Ruby Fibers, Multi-Threading, Multi-Processes

  • Simple asymmetric (plain old) Coroutine mechanism with Fibers
  • https://ruby-doc.org/core-2.2.0/Fiber.html
  • Programmer schedules (instead of VM) to create a code block that may be paused and resumed like threads
  • Lightweight primitive for concurrency
  • Controlling app generates Fibers, suspends them at points and passes control back to resume
  • Previously we would use regular block yield
  • Allows write program that appear to use threads without complexity of using threading
  • Fibers that transferred control to another Fiber cannot be yield and resume until control is transferred back

  • Example: Read File, Find Words, and Count Words
words = Fiber.new do
  File.foreach("testfile") do |line|
    line.scan(/\w+/) do |word| 
      Fiber.yield word.downcase
    end 
  end
  nil
end

counts = Hash.new(0)
while word = words.resume
  counts[word] += 1
end
counts.keys.sort.each {|k| print "#{k}:#{counts[k]} "}
  • Full Fibers mechanism by extending Fiber class with Fiber Library
  • Co-routine control structure provides full symmetrical co-routines for decoupling
  • Control when scheduled. Initial Fiber state is suspended. Runs block when resumed until block finishes or hits a Fiber.yield and yields back to code that resumed it.
  • Fiber objects given instance methods transfer (allows transfer control to other fibers) and alive? method
  • Fiber class given current singleton method

  • (DEPRECATED) Continuations Library (like threads)
  • continuation records state of app (current binding) between requests and resumes from it in future
  • continuation objects generated by callcc method of the Continuation Library
  • continuation objects hold return address and execution context allowing non-local return to end of callcc block from elsewhere in app

Multi-threading to split tasks in same program (decouple execution)

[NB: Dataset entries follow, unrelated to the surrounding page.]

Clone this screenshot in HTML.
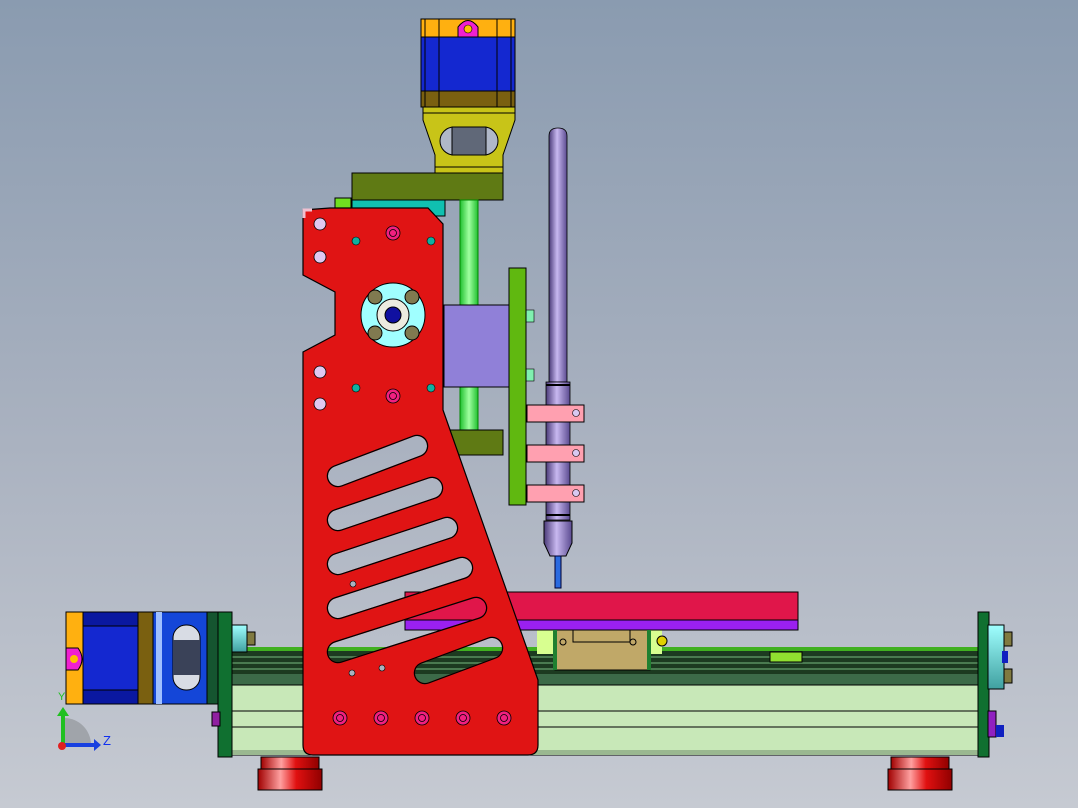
<!DOCTYPE html>
<html><head><meta charset="utf-8"><style>
html,body{margin:0;padding:0;width:1078px;height:808px;overflow:hidden}
svg{display:block}
text{font-family:"Liberation Sans",sans-serif}
</style></head><body>
<svg width="1078" height="808" viewBox="0 0 1078 808" xmlns="http://www.w3.org/2000/svg">
<defs>
<linearGradient id="bg" x1="0" y1="0" x2="0" y2="1">
<stop offset="0" stop-color="#8a9bb0"/><stop offset="0.55" stop-color="#aab2c0"/><stop offset="1" stop-color="#c6cad2"/></linearGradient>
<linearGradient id="rod" x1="0" x2="1"><stop offset="0" stop-color="#4a3a78"/><stop offset="0.45" stop-color="#c8b8f0"/><stop offset="1" stop-color="#5a4a90"/></linearGradient>
<linearGradient id="grod" x1="0" x2="1"><stop offset="0" stop-color="#20c030"/><stop offset="0.5" stop-color="#a0ffa0"/><stop offset="1" stop-color="#20c030"/></linearGradient>
<linearGradient id="foot" x1="0" x2="1"><stop offset="0" stop-color="#a00000"/><stop offset="0.35" stop-color="#ffa0a0"/><stop offset="0.6" stop-color="#e01010"/><stop offset="1" stop-color="#900000"/></linearGradient>
<linearGradient id="cyan" x1="0" y1="0" x2="0" y2="1"><stop offset="0" stop-color="#a0ffff"/><stop offset="1" stop-color="#40a0a0"/></linearGradient>
<g id="slotlines">
<line x1="338" y1="476" x2="417" y2="446"/>
<line x1="338" y1="520" x2="432" y2="488"/>
<line x1="338" y1="564" x2="447" y2="528"/>
<line x1="338" y1="608" x2="462" y2="568"/>
<line x1="338" y1="652" x2="476" y2="608"/>
<line x1="425" y1="673" x2="492" y2="648"/>
</g>
<mask id="slots">
<path d="M303,210 L330,208 L428,208 L443,224 L443,410 L538,680 L538,745 Q538,755 528,755 L313,755 Q303,755 303,745 L303,352 L335,335 L335,292 L303,275 Z" fill="#fff"/>
<use href="#slotlines" stroke="#000" stroke-width="20" stroke-linecap="round"/>
</mask>
<mask id="rings">
<use href="#slotlines" stroke="#fff" stroke-width="22.5" stroke-linecap="round"/>
<use href="#slotlines" stroke="#000" stroke-width="20" stroke-linecap="round"/>
</mask>
</defs>
<rect width="1078" height="808" fill="url(#bg)"/>

<!-- top motor -->
<rect x="421" y="19" width="94" height="88" fill="#1428d0" stroke="#000"/>
<rect x="421" y="19" width="94" height="18" fill="#ffb010" stroke="#000"/>
<rect x="421" y="91" width="94" height="16" fill="#7a6010" stroke="#000"/>
<rect x="425" y="19" width="14" height="88" fill="none" stroke="#000"/>
<rect x="497" y="19" width="14" height="88" fill="none" stroke="#000"/>
<path d="M458,37 L458,27 Q468,14 478,27 L478,37 Z" fill="#f020d0" stroke="#000"/>
<circle cx="468" cy="29" r="4" fill="#ffc000" stroke="#000" stroke-width="0.6"/>
<path d="M423,107 L515,107 L515,120 L503,155 L503,173 L435,173 L435,155 L423,120 Z" fill="#c8c418" stroke="#000"/>
<line x1="423" y1="113" x2="515" y2="113" stroke="#000"/>
<line x1="435" y1="167" x2="503" y2="167" stroke="#000"/>
<rect x="440" y="127" width="58" height="28" rx="14" fill="#b0b8c8" stroke="#000"/>
<rect x="452" y="127" width="34" height="28" fill="#606878" stroke="#000"/>
<rect x="352" y="173" width="151" height="27" fill="#5f7a14" stroke="#000"/>
<rect x="352" y="200" width="93" height="16" fill="#10c0b0" stroke="#000"/>
<rect x="335" y="198" width="16" height="10" fill="#70e020" stroke="#000"/>
<rect x="460" y="200" width="18" height="232" fill="url(#grod)" stroke="#080"/>
<rect x="440" y="430" width="63" height="25" fill="#5f7a14" stroke="#000"/>
<rect x="444" y="305" width="66" height="82" fill="#9080d8" stroke="#000"/>
<rect x="526" y="310" width="8" height="12" fill="#80f0b0" stroke="#000" stroke-width="0.6"/>
<rect x="526" y="369" width="8" height="12" fill="#80f0b0" stroke="#000" stroke-width="0.6"/>
<rect x="509" y="268" width="17" height="237" fill="#60b810" stroke="#000"/>
<path d="M549,136 Q549,128 558,128 Q567,128 567,136 L567,382 L549,382 Z" fill="url(#rod)" stroke="#000" stroke-width="0.8"/>
<rect x="546" y="382" width="24" height="138" fill="url(#rod)" stroke="#000" stroke-width="0.8"/>
<line x1="546" y1="385" x2="570" y2="385" stroke="#000" stroke-width="2"/>
<line x1="546" y1="515" x2="570" y2="515" stroke="#000" stroke-width="2"/>
<path d="M544,521 L572,521 L572,543 L566,556 L550,556 L544,543 Z" fill="url(#rod)" stroke="#000"/>
<rect x="555" y="556" width="6" height="32" fill="#2a6ae0" stroke="#003"/>
<g fill="#ffa0b0" stroke="#000">
<rect x="527" y="405" width="57" height="17"/><rect x="527" y="445" width="57" height="17"/><rect x="527" y="485" width="57" height="17"/>
</g>
<g fill="#d8c8f0" stroke="#000" stroke-width="0.6"><circle cx="576" cy="413" r="3.5"/><circle cx="576" cy="453" r="3.5"/><circle cx="576" cy="493" r="3.5"/></g>

<rect x="226" y="647" width="754" height="38" fill="#1c3a20"/>
<rect x="226" y="647" width="754" height="4" fill="#40b020"/>
<g stroke="#4a7a50" stroke-width="2"><line x1="226" y1="657" x2="980" y2="657"/><line x1="226" y1="663" x2="980" y2="663"/><line x1="226" y1="669" x2="980" y2="669"/></g>
<rect x="226" y="674" width="754" height="11" fill="#3c6a48"/>
<rect x="770" y="652" width="32" height="10" fill="#90e030" stroke="#000"/>
<rect x="220" y="685" width="760" height="70" fill="#c8e8b8" stroke="#000"/>
<line x1="220" y1="711" x2="980" y2="711" stroke="#000"/>
<line x1="220" y1="727" x2="980" y2="727" stroke="#000"/>
<rect x="220" y="750" width="760" height="5" fill="#9ab890"/>
<rect x="537" y="628" width="125" height="26" fill="#d8ff90"/>
<rect x="405" y="592" width="393" height="28" fill="#e0164a" stroke="#000"/>
<rect x="405" y="620" width="393" height="10" fill="#9a20f0" stroke="#000"/>
<rect x="555" y="630" width="95" height="40" fill="#c0a868" stroke="#000"/>
<rect x="573" y="630" width="57" height="12" fill="none" stroke="#000"/>
<rect x="553" y="630" width="4" height="40" fill="#208030"/><rect x="647" y="630" width="4" height="40" fill="#208030"/>
<circle cx="563" cy="642" r="3" fill="none" stroke="#000"/><circle cx="633" cy="642" r="3" fill="none" stroke="#000"/>
<circle cx="662" cy="641" r="5" fill="#e0d000" stroke="#000"/>
<rect x="261" y="757" width="58" height="12" fill="url(#foot)" stroke="#000"/>
<rect x="258" y="769" width="64" height="21" fill="url(#foot)" stroke="#000"/>
<rect x="891" y="757" width="58" height="12" fill="url(#foot)" stroke="#000"/>
<rect x="888" y="769" width="64" height="21" fill="url(#foot)" stroke="#000"/>
<rect x="218" y="612" width="14" height="145" fill="#107030" stroke="#000"/>
<rect x="232" y="625" width="15" height="27" fill="url(#cyan)" stroke="#000"/>
<rect x="247" y="632" width="8" height="13" fill="#807a40" stroke="#000"/>
<rect x="212" y="712" width="8" height="14" fill="#9020a0" stroke="#000"/>
<rect x="978" y="612" width="11" height="145" fill="#107030" stroke="#000"/>
<rect x="988" y="625" width="16" height="64" fill="url(#cyan)" stroke="#000"/>
<rect x="1004" y="632" width="8" height="14" fill="#807a40" stroke="#000"/>
<rect x="1004" y="669" width="8" height="14" fill="#807a40" stroke="#000"/>
<rect x="1002" y="651" width="6" height="12" fill="#1020c0"/>
<rect x="988" y="711" width="8" height="26" fill="#9020c0" stroke="#000"/>
<rect x="996" y="725" width="8" height="12" fill="#1020c0"/>
<rect x="66" y="612" width="87" height="92" fill="#1428d0" stroke="#000"/>
<rect x="66" y="612" width="17" height="92" fill="#ffb010" stroke="#000"/>
<rect x="138" y="612" width="15" height="92" fill="#7a6010" stroke="#000"/>
<rect x="83" y="612" width="55" height="14" fill="#0a18a0" stroke="#000"/>
<rect x="83" y="690" width="55" height="14" fill="#0a18a0" stroke="#000"/>
<path d="M66,648 L78,648 Q86,659 78,670 L66,670 Z" fill="#f020d0" stroke="#000"/>
<circle cx="74" cy="659" r="4" fill="#ffc000"/>
<rect x="153" y="612" width="62" height="92" fill="#1446d8" stroke="#000"/>
<rect x="156" y="612" width="6" height="92" fill="#a0c0ff"/>
<rect x="173" y="625" width="27" height="65" rx="13" fill="#d8dce4" stroke="#000"/>
<rect x="173" y="640" width="27" height="35" fill="#3a4258"/>
<rect x="207" y="612" width="11" height="92" fill="#155530" stroke="#000"/>

<g mask="url(#slots)">
<rect x="300" y="200" width="245" height="560" fill="#e01414"/>
</g>
<rect x="300" y="420" width="220" height="280" fill="#000" mask="url(#rings)"/>
<path d="M303,210 L330,208 L428,208 L443,224 L443,410 L538,680 L538,745 Q538,755 528,755 L313,755 Q303,755 303,745 L303,352 L335,335 L335,292 L303,275 Z" fill="none" stroke="#000" stroke-width="1.2"/>
<g fill="#e0c8f0" stroke="#000" stroke-width="0.8">
<circle cx="320" cy="224" r="6"/><circle cx="320" cy="257" r="6"/><circle cx="320" cy="372" r="6"/><circle cx="320" cy="404" r="6"/></g>
<path d="M304,218 L304,210 L312,210" fill="none" stroke="#f0c0d0" stroke-width="3"/>
<circle cx="393" cy="315" r="32" fill="#a0ffff" stroke="#000"/>
<circle cx="393" cy="315" r="16" fill="#ecebe0" stroke="#000"/>
<circle cx="393" cy="315" r="8" fill="#1010a0" stroke="#000"/>
<g fill="#807a50" stroke="#000"><circle cx="375" cy="297" r="7"/><circle cx="412" cy="297" r="7"/><circle cx="375" cy="333" r="7"/><circle cx="412" cy="333" r="7"/></g>
<g fill="#10b0a0" stroke="#000" stroke-width="0.6"><circle cx="356" cy="241" r="4"/><circle cx="431" cy="241" r="4"/><circle cx="356" cy="388" r="4"/><circle cx="431" cy="388" r="4"/></g>
<g fill="#f02080" stroke="#000" stroke-width="0.8">
<circle cx="393" cy="233" r="7"/><circle cx="393" cy="396" r="7"/>
<circle cx="340" cy="718" r="7"/><circle cx="381" cy="718" r="7"/><circle cx="422" cy="718" r="7"/><circle cx="463" cy="718" r="7"/><circle cx="504" cy="718" r="7"/></g>
<g fill="none" stroke="#000" stroke-width="0.8">
<circle cx="393" cy="233" r="3.5"/><circle cx="393" cy="396" r="3.5"/>
<circle cx="340" cy="718" r="3.5"/><circle cx="381" cy="718" r="3.5"/><circle cx="422" cy="718" r="3.5"/><circle cx="463" cy="718" r="3.5"/><circle cx="504" cy="718" r="3.5"/></g>
<g fill="#aab2c0" stroke="#000" stroke-width="0.6"><circle cx="353" cy="584" r="3"/><circle cx="352" cy="673" r="3"/><circle cx="382" cy="668" r="3"/></g>

<path d="M64,745 L64,718 A27,27 0 0 1 91,745 Z" fill="#a0a4aa"/>
<line x1="63" y1="745" x2="63" y2="715" stroke="#20c020" stroke-width="4"/>
<path d="M57,716 L63,707 L69,716 Z" fill="#20c020"/>
<line x1="63" y1="745" x2="95" y2="745" stroke="#1840e0" stroke-width="4"/>
<path d="M94,739 L101,745 L94,751 Z" fill="#1840e0"/>
<circle cx="62" cy="746" r="4" fill="#e02020"/>
<text x="103" y="745" font-size="13" fill="#1030f0">Z</text>
<text x="58" y="700" font-size="11" fill="#20c020">Y</text>
</svg>
</body></html>
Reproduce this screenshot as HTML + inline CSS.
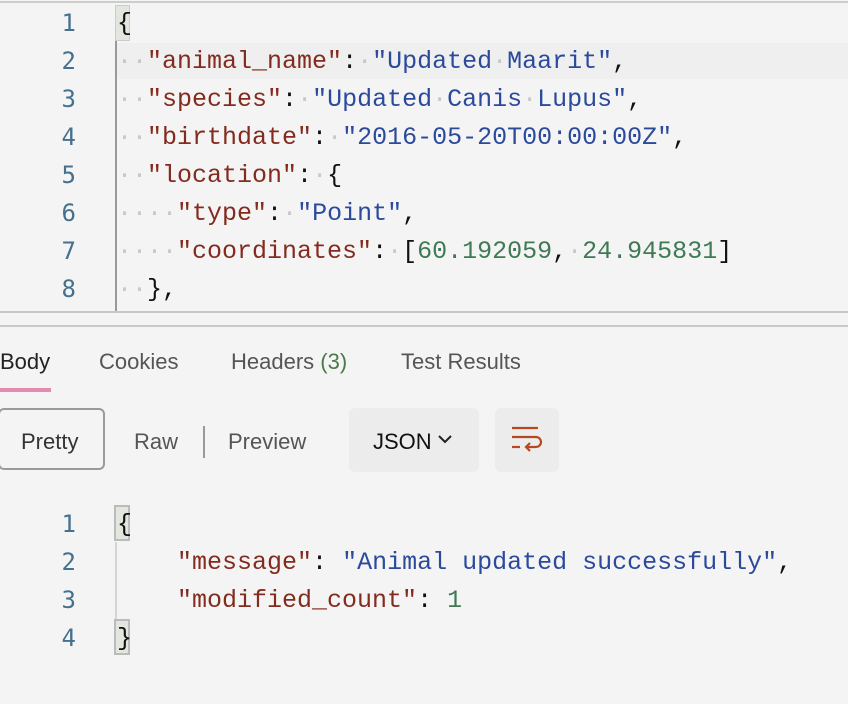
<!DOCTYPE html>
<html><head><meta charset="utf-8"><style>
body{margin:0;width:848px;height:704px;background:#f4f4f4;overflow:hidden;position:relative;font-family:"Liberation Mono",monospace;}
.ln{position:absolute;left:36px;width:40px;text-align:right;font-family:"DejaVu Sans Mono",monospace;font-size:24px;color:#45708e;line-height:38px;}
.cd{position:absolute;left:117px;font-size:25px;line-height:38px;white-space:pre;color:#111;}
.k{color:#832b1e}.s{color:#2b4a9c}.n{color:#3f7a55}.d{color:#c8c8c8}
.ui{position:absolute;font-family:"Liberation Sans",sans-serif;font-size:22px;color:#555;}
</style></head><body>
<div style="position:absolute;left:0;top:1px;width:848px;height:2px;background:#cdcdcd"></div>
<div style="position:absolute;left:115px;top:40px;width:2px;height:272px;background:#999"></div>
<div style="position:absolute;left:117px;top:43px;width:731px;height:36px;background:#efefef"></div>
<div style="position:absolute;left:115px;top:5px;width:15px;height:36px;background:#e3e6df;border:1px solid #ccc;box-sizing:border-box"></div>
<div style="position:absolute;left:0;top:311px;width:848px;height:2px;background:#c8c8c8"></div>
<div style="position:absolute;left:0;top:325px;width:848px;height:2px;background:#c8c8c8"></div>

<div class="ln" style="top:4px">1<br>2<br>3<br>4<br>5<br>6<br>7<br>8</div>
<div class="cd" style="top:5px">{
<span class="d">··</span><span class="k">"animal_name"</span>:<span class="d">·</span><span class="s">"Updated<span class="d">·</span>Maarit"</span>,
<span class="d">··</span><span class="k">"species"</span>:<span class="d">·</span><span class="s">"Updated<span class="d">·</span>Canis<span class="d">·</span>Lupus"</span>,
<span class="d">··</span><span class="k">"birthdate"</span>:<span class="d">·</span><span class="s">"2016-05-20T00:00:00Z"</span>,
<span class="d">··</span><span class="k">"location"</span>:<span class="d">·</span>{
<span class="d">····</span><span class="k">"type"</span>:<span class="d">·</span><span class="s">"Point"</span>,
<span class="d">····</span><span class="k">"coordinates"</span>:<span class="d">·</span>[<span class="n">60.192059</span>,<span class="d">·</span><span class="n">24.945831</span>]
<span class="d">··</span>},</div>

<div class="ui" style="left:0;top:349px;color:#222">Body</div>
<div style="position:absolute;left:0;top:388px;width:51px;height:4px;background:#e68bb0"></div>
<div class="ui" style="left:99px;top:349px">Cookies</div>
<div class="ui" style="left:231px;top:349px">Headers <span style="color:#4b7a46">(3)</span></div>
<div class="ui" style="left:401px;top:349px">Test Results</div>

<div style="position:absolute;left:-2px;top:408px;width:107px;height:62px;border:2px solid #9a9a9a;border-radius:6px;box-sizing:border-box"></div>
<div class="ui" style="left:21px;top:429px;color:#333">Pretty</div>
<div class="ui" style="left:134px;top:429px">Raw</div>
<div style="position:absolute;left:203px;top:426px;width:2px;height:32px;background:#999"></div>
<div class="ui" style="left:228px;top:429px">Preview</div>
<div style="position:absolute;left:349px;top:408px;width:130px;height:64px;background:#ececec;border-radius:6px"></div>
<div class="ui" style="left:373px;top:429px;color:#111">JSON</div>
<svg style="position:absolute;left:436px;top:432px" width="20" height="14"><path d="M3 4 L9 10 L15 4" stroke="#222" stroke-width="2" fill="none"/></svg>
<div style="position:absolute;left:495px;top:408px;width:64px;height:64px;background:#ececec;border-radius:6px"></div>
<svg style="position:absolute;left:510px;top:424px" width="36" height="36"><g stroke="#b8481f" stroke-width="2.2" fill="none"><path d="M2 4 H28"/><path d="M2 13 H26 a5 5 0 0 1 0 10 H16"/><path d="M20 19 L16 23 L20 27"/><path d="M2 23 H10"/></g></svg>

<div style="position:absolute;left:115px;top:542px;width:2px;height:80px;background:#d4d4d4"></div>
<div style="position:absolute;left:114px;top:505px;width:16px;height:36px;background:#e3e6df;border:2px solid #bbb;box-sizing:border-box"></div>
<div style="position:absolute;left:114px;top:619px;width:16px;height:36px;background:#e3e6df;border:2px solid #bbb;box-sizing:border-box"></div>
<div class="ln" style="top:505px">1<br>2<br>3<br>4</div>
<div class="cd" style="top:506px">{
    <span class="k">"message"</span>: <span class="s">"Animal updated successfully"</span>,
    <span class="k">"modified_count"</span>: <span class="n">1</span>
}</div>
</body></html>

  • Risk: Ruby extension libraries are mostly not thread safe (since ritten for old threading model)
  • Mitigation: Ruby compromises by using native OS threads using only a single thread at a time (never runs Ruby code truly concurrently)
  • Possible: Thread running some Ruby code on say Thread #1 while I/O on another Thread #2
  • Note: Post-Ruby 1.9 threading performed by the operating system and multiple processors (and multi-cores of single processor)
  • Note: Pre-Ruby 1.9 known as Green Threads (threads switched within interpreter)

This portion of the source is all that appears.